The flummoxing of Cunliffe was an unexpected bonus.

But there’s another aspect of a CGT that I haven’t seen addressed – how much impact introducing the tax will have on both the housing market and and on business.

Labour promotes and defends the CGT on the basis that most OECD countries have one (and those countries still have problems with housing markets).

But I haven’t seen any information presented on what impact the introduction of a CGT might have on a modern economy. Australia has had a CGT for 25 years and has significant property inflation right now (I know someone in Brisbane who has just had their property revalued)

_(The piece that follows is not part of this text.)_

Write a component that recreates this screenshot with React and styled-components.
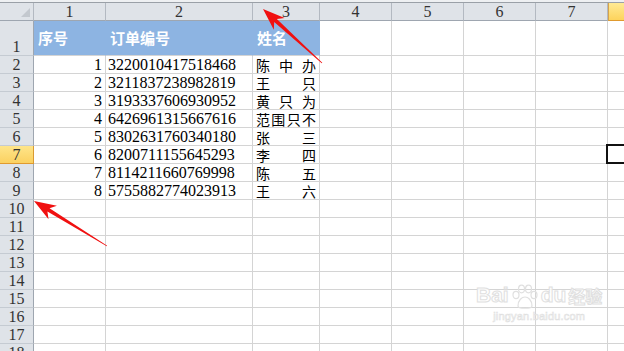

How many countries have introduced a similar type of CGT in the last decade? How has that impacted on their housing markets and their business environment?

Won’t a CGT be too complicated to understand and complex to administer?
All but three OECD countries have some form of a CGT. There is a wealth of international experience to draw on and we will learn from the work other countries have done. Labour will also get advice from our Expert Panel to ensure the system is easy to understand and to administer.

“We will learn” – Labour are promoting a policy they have had for two elections and they hope to learn about it? Shouldn’t they they had already learned about it before committing to their proposals?

Shouldn’t they have got Expert Panel advice already so they could “ensure the system is easy to understand and to administer”?

What if their future Expert Panel advises them the system they have proposed will be complex, difficult to understand and difficult to administer?

Labour’s ignorance about key parts of their policy, their ignorance of how their policy will be applied and their seeming ignorance of what impact their CGT will have on housing, business, and investments and savings including Kiwisaver is quite alarming.

More alarming than ‘show me the money’ – Labour are showing us their ignorance.